Russia has released an opposition activist after a court quashed his sentence. Ildar Dadin had been declared a prisoner of conscience by Amnesty International and complained of torture and other abuse behind bars.

Ildar Dadin Russland
Image: picture alliance/dpa/A.Tsvaigert/TASS/dpa

Anti-Kremlin activist Ildar Dadin released from prison

Russia on Sunday freed a convicted opposition activist who has accused authorities of torturing him in prison.

Ildar Dadin, 34, emerged from a Siberian penal colony after spending about 15 months behind bars for helping organize more than one unsanctioned rally against President Vladimir Putin's rule. 

"I will continue to fight against Putin's fascist regime," Dadin said in footage broadcast online by the independent Dozhd channel on Sunday. "I will fight so that human rights are respected in Russia."

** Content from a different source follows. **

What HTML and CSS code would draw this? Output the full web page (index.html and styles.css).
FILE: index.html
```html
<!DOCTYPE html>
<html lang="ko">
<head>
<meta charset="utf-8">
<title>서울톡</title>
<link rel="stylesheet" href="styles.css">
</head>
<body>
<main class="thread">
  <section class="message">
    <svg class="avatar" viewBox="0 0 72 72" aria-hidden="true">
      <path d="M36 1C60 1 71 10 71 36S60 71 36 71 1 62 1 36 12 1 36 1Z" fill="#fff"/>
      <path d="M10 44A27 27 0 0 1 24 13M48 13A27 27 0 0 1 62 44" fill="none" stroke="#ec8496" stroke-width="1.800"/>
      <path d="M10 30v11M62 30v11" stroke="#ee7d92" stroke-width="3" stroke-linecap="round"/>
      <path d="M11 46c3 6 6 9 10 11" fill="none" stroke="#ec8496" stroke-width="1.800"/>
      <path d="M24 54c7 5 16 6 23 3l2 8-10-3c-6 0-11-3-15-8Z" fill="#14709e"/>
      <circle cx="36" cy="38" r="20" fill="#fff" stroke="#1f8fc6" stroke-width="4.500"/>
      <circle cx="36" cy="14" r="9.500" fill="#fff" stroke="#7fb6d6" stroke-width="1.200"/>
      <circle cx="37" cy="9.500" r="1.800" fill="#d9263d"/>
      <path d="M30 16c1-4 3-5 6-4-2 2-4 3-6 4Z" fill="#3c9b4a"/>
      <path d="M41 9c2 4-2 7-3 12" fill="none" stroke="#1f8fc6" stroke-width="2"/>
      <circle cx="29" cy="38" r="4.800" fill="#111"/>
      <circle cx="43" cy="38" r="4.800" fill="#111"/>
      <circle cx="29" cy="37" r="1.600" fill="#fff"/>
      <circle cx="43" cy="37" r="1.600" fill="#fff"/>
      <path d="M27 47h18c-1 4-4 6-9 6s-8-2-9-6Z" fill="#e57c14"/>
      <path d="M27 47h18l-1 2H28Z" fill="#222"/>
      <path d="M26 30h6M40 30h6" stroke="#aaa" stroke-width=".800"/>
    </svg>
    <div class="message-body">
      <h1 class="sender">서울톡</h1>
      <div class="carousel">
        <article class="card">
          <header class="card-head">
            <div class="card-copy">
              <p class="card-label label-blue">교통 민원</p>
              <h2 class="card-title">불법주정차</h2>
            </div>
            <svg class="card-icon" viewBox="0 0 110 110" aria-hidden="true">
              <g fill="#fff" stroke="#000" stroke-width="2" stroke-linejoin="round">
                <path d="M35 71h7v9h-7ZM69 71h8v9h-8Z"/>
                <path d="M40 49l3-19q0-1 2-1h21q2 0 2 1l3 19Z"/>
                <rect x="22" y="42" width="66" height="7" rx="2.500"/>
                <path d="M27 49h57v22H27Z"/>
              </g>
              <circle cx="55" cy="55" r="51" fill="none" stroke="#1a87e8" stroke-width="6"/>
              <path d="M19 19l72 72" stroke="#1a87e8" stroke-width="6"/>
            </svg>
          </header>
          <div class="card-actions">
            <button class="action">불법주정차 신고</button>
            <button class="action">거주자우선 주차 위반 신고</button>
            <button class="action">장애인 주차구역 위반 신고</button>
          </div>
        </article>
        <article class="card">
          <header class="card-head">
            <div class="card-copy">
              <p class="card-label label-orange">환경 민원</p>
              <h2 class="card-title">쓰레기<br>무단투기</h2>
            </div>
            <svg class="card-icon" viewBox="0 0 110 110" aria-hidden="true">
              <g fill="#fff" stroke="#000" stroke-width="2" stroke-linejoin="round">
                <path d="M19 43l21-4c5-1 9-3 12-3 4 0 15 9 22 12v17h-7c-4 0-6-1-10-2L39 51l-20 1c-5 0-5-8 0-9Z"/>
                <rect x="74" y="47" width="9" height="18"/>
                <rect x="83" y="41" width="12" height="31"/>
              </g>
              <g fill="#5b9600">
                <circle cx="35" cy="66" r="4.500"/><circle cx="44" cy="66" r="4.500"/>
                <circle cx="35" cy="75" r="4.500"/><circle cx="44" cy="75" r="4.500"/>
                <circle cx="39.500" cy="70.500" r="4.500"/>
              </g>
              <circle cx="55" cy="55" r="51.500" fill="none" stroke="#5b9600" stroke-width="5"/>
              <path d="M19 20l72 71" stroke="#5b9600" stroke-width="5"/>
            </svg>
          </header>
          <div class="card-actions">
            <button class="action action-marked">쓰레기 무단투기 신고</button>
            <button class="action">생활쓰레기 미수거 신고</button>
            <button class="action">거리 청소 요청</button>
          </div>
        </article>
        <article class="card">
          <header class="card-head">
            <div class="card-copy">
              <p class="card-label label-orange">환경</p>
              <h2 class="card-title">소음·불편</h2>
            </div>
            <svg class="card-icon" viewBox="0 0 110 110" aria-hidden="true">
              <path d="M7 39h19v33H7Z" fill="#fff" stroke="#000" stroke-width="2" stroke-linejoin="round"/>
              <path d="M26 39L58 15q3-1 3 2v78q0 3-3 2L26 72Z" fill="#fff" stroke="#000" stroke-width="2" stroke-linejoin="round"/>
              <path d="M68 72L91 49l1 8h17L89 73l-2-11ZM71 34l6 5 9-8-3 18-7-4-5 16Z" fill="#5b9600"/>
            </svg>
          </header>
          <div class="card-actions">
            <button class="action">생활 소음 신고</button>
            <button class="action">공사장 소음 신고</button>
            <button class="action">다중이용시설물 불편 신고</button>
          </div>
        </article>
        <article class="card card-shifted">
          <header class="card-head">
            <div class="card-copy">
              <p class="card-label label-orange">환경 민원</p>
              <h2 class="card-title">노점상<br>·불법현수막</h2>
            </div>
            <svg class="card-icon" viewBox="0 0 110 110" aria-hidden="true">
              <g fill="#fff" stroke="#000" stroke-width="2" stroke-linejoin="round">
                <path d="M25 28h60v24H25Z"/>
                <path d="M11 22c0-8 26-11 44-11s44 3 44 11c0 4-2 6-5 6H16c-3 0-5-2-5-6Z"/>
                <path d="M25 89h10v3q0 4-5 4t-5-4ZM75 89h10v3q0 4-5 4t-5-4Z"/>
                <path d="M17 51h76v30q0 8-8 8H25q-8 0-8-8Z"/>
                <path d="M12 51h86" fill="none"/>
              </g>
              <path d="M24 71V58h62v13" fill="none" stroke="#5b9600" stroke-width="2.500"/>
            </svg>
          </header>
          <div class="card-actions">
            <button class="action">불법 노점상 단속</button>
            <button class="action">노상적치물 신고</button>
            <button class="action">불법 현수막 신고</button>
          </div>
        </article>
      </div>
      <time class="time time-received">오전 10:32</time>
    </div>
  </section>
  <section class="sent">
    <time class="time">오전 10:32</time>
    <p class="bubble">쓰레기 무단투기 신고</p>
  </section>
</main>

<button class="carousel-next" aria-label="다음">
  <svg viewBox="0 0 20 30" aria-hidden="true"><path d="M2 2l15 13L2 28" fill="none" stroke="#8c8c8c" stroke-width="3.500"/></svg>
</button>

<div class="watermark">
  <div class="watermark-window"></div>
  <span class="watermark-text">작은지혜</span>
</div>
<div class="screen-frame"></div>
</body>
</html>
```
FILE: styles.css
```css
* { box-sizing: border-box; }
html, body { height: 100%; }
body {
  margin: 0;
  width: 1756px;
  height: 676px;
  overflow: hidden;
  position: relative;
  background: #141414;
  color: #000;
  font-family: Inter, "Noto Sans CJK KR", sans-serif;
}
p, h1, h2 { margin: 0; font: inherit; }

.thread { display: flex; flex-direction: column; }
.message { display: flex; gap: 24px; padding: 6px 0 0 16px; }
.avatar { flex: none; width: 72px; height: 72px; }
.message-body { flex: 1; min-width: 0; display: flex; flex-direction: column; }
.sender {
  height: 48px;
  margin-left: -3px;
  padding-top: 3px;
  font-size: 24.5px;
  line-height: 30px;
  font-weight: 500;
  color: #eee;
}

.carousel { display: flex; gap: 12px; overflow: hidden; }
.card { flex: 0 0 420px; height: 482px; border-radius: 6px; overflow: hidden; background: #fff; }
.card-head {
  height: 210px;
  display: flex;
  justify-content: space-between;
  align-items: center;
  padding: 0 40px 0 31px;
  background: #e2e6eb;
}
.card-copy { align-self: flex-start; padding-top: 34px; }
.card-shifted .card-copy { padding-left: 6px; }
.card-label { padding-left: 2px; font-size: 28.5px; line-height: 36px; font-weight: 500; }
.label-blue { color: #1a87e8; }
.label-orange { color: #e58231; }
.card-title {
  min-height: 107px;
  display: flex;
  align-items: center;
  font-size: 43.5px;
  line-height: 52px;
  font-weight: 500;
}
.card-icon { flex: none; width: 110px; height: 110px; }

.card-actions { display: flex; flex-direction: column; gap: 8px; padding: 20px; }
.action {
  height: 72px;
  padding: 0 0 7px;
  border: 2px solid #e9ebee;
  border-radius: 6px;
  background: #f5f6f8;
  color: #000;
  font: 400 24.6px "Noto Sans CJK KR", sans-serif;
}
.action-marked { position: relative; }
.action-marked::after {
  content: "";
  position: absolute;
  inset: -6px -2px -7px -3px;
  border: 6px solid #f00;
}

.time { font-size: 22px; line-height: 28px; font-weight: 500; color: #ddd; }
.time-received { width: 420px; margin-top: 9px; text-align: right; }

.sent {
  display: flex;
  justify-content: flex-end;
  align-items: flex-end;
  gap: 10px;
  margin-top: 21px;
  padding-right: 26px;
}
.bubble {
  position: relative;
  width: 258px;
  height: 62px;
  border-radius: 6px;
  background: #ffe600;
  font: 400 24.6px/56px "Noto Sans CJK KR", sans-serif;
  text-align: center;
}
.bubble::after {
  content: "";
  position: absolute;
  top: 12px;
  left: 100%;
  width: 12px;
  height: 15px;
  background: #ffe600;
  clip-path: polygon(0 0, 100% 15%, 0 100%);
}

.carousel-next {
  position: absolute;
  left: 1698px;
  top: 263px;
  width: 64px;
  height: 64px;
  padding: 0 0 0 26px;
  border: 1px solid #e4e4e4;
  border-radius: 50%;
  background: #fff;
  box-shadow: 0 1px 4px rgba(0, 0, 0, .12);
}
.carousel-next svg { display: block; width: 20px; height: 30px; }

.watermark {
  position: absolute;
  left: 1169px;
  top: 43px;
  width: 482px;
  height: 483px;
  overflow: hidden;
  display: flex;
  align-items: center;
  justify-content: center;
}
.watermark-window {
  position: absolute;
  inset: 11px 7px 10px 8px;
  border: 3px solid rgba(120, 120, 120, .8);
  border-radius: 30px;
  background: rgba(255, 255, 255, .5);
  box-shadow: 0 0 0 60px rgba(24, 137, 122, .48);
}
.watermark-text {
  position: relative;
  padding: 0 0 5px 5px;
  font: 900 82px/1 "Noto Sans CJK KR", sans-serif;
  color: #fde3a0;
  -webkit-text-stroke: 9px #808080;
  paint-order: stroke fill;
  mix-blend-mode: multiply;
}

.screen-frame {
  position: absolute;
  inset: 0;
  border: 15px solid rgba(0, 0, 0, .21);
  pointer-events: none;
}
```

Rights groups such as Amnesty International, which called Dadin a prisoner of conscience, had pleaded his case, arguing that he had only taken part in nonviolent protests. Last fall, he said prison guards had tortured, beaten and threatened to rape him.

A prison pioneer

In 2014, the government enacted Article 212.1 as the latest Kremlin tool for curbing dissent in the wake of the massive protests that preceded Putin's return to the presidency in 2012, as well as the 2014 demonstrations that brought down Ukraine's Russia-backed ruler. Article 212.1 increased punishment to a maximum of five years in jail for anyone caught holding unsanctioned demonstrations more than twice in six months - and Dadin became the first, and ultimately only, person prosecuted under the law.

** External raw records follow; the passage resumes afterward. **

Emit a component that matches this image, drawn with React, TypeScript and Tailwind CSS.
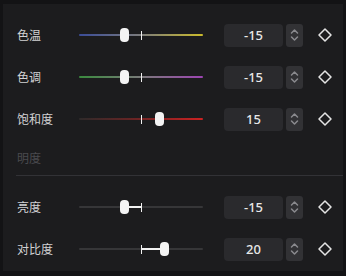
import React from "react";

type SliderProps = {
  track: string;
  thumb: number;
  tick: number;
  fill?: boolean;
};

function Slider({ track, thumb, tick, fill }: SliderProps) {
  const lo = Math.min(thumb, tick);
  const hi = Math.max(thumb, tick);
  return (
    <div className="relative w-[124px] h-[14px] shrink-0">
      <div className={`absolute left-0 right-0 top-[6px] h-[2px] rounded-full ${track}`} />
      {fill && (
        <div
          className="absolute top-[6px] h-[2px] bg-[#f2f2f2]"
          style={{ left: lo, width: hi - lo }}
        />
      )}
      <div
        className="absolute top-[3px] h-[9px] w-[1px] bg-[#f0f0f0]"
        style={{ left: tick }}
      />
      <div
        className="absolute top-0 h-[14px] w-[9px] rounded-[4px] bg-[#f4f4f4]"
        style={{ left: thumb - 4 }}
      />
    </div>
  );
}

function Stepper() {
  return (
    <div className="ml-[3px] w-[17px] h-[23px] rounded-[3px] bg-[#323235] flex items-center justify-center">
      <svg width="9" height="14" viewBox="0 0 9 14" fill="none">
        <path d="M1.5 5 L4.5 2 L7.5 5" stroke="#8a8a8e" strokeWidth="1.5" strokeLinecap="round" strokeLinejoin="round" />
        <path d="M1.5 9 L4.5 12 L7.5 9" stroke="#8a8a8e" strokeWidth="1.5" strokeLinecap="round" strokeLinejoin="round" />
      </svg>
    </div>
  );
}

function Diamond() {
  return (
    <div className="ml-[15px] w-[14px] h-[14px] flex items-center justify-center">
      <svg width="14" height="14" viewBox="0 0 14 14" fill="none">
        <path d="M7 1 L13 7 L7 13 L1 7 Z" stroke="#e4e4e4" strokeWidth="1.5" strokeLinejoin="round" />
      </svg>
    </div>
  );
}

type RowProps = SliderProps & { label: string; value: string };

function Row({ label, value, ...s }: RowProps) {
  return (
    <div className="h-[42px] flex items-center pl-[14px]">
      <div className="w-[62px] text-[12px] text-[#d2d2d4] leading-none">{label}</div>
      <Slider {...s} />
      <div className="ml-[21px] w-[59px] h-[23px] rounded-[4px] bg-[#2a2a2d] flex items-center justify-center text-[13px] font-medium text-[#e8e8e8] leading-none" style={{ fontFamily: '"Noto Sans", sans-serif' }}>
        {value}
      </div>
      <Stepper />
      <Diamond />
    </div>
  );
}

export default function App() {
  return (
    <div
      className="w-[346px] h-[276px] bg-[#131315] pt-[4px] pl-[3px] pr-[3px] pb-[5px]"
      style={{ fontFamily: '"Noto Sans CJK SC", "Noto Sans", sans-serif' }}
    >
      <div className="w-full h-full bg-[#1c1c1e] pt-[10px] flex flex-col">
        <Row
          label="色温"
          value="-15"
          track="bg-[linear-gradient(90deg,#3a4c98,#7c7c7c_50%,#cbbb2c)]"
          thumb={45}
          tick={62}
        />
        <Row
          label="色调"
          value="-15"
          track="bg-[linear-gradient(90deg,#3a8a3e,#7a7a7a_50%,#9c44b2)]"
          thumb={45}
          tick={62}
        />
        <Row
          label="饱和度"
          value="15"
          track="bg-[linear-gradient(90deg,#2e2a2a,#6a2424_45%,#cc2222)]"
          thumb={80}
          tick={62}
        />
        <div className="h-[35px] flex items-center pl-[14px] text-[12px] text-[#4a4a4e] leading-none">
          明度
        </div>
        <div className="ml-[13px] h-[1px] bg-[#323236]" />
        <div className="h-[10px]" />
        <Row label="亮度" value="-15" track="bg-[#363638]" thumb={45} tick={62} fill />
        <Row label="对比度" value="20" track="bg-[#363638]" thumb={85} tick={62} fill />
      </div>
    </div>
  );
}
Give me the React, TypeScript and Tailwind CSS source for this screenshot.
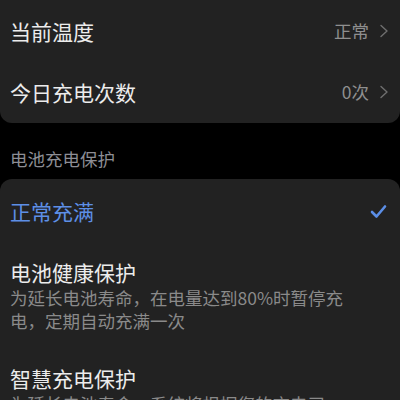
import React from "react";

const font = { fontFamily: '"Noto Sans CJK SC", "Noto Sans", sans-serif' };

const Chevron = () => (
  <svg width="10" height="14" viewBox="0 0 10 14" className="ml-[10px]">
    <path d="M2 1.5 L8 7 L2 12.5" fill="none" stroke="#6f6f6f" strokeWidth="1.4" strokeLinecap="round" strokeLinejoin="round" />
  </svg>
);

const Check = () => (
  <svg width="17" height="15" viewBox="0 0 17 15">
    <path d="M2 8 L6.5 12.5 L15 2.5" fill="none" stroke="#5b8ee6" strokeWidth="2.6" strokeLinecap="round" strokeLinejoin="round" />
  </svg>
);

const InfoRow = ({ label, value, h }: { label: string; value: string; h: string }) => (
  <div className={`flex items-center justify-between pl-[10px] pr-[11px] ${h}`}>
    <span className="text-[21px] text-[#ececec] leading-[28px]">{label}</span>
    <div className="flex items-center">
      <span className="text-[17.5px] text-[#8f8f8f] leading-[24px]">{value}</span>
      <Chevron />
    </div>
  </div>
);

export default function App() {
  return (
    <div className="w-[400px] h-[400px] overflow-hidden bg-black" style={font}>
      <div className="bg-[#222222] rounded-b-[12px]">
        <InfoRow label="当前温度" value="正常" h="h-[61px]" />
        <InfoRow label="今日充电次数" value="0次" h="h-[62px]" />
      </div>

      <div className="h-[56px] pt-[24px] pl-[10px]">
        <span className="text-[17.5px] leading-[22px] text-[#8d8e95]">电池充电保护</span>
      </div>

      <div className="bg-[#222222] rounded-t-[12px]">
        <div className="h-[64px] flex items-center justify-between pl-[10px] pr-[13px]">
          <span className="text-[21px] leading-[28px] text-[#5d8fe6]">正常充满</span>
          <Check />
        </div>

        <div className="pl-[10px] pr-[50px] pt-[15px]">
          <div className="text-[21px] leading-[28px] text-[#ececec]">电池健康保护</div>
          <div className="text-[17.5px] leading-[23px] text-[#8a8a8a]">
            为延长电池寿命，在电量达到80%时暂停充电，定期自动充满一次
          </div>
        </div>

        <div className="pl-[10px] pr-[50px] pt-[32px]">
          <div className="text-[21px] leading-[28px] text-[#ececec]">智慧充电保护</div>
          <div className="text-[17.5px] leading-[23px] text-[#8a8a8a]">
            为延长电池寿命，系统将根据您的充电习惯，智能调整充电策略
          </div>
        </div>
      </div>
    </div>
  );
}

Dadin originally received three years in prison, though the court later reduced that to two and half. On Wednesday, however, the Supreme Court overturned Dadin's December 2015 sentence and ordered him freed. He had six months to go.

The decision to release Dadin came after the Supreme Court criticized the harsh punishments against peaceful protesters - sparking hope among rights groups that authorities might no longer enforce such disproportionate sentences.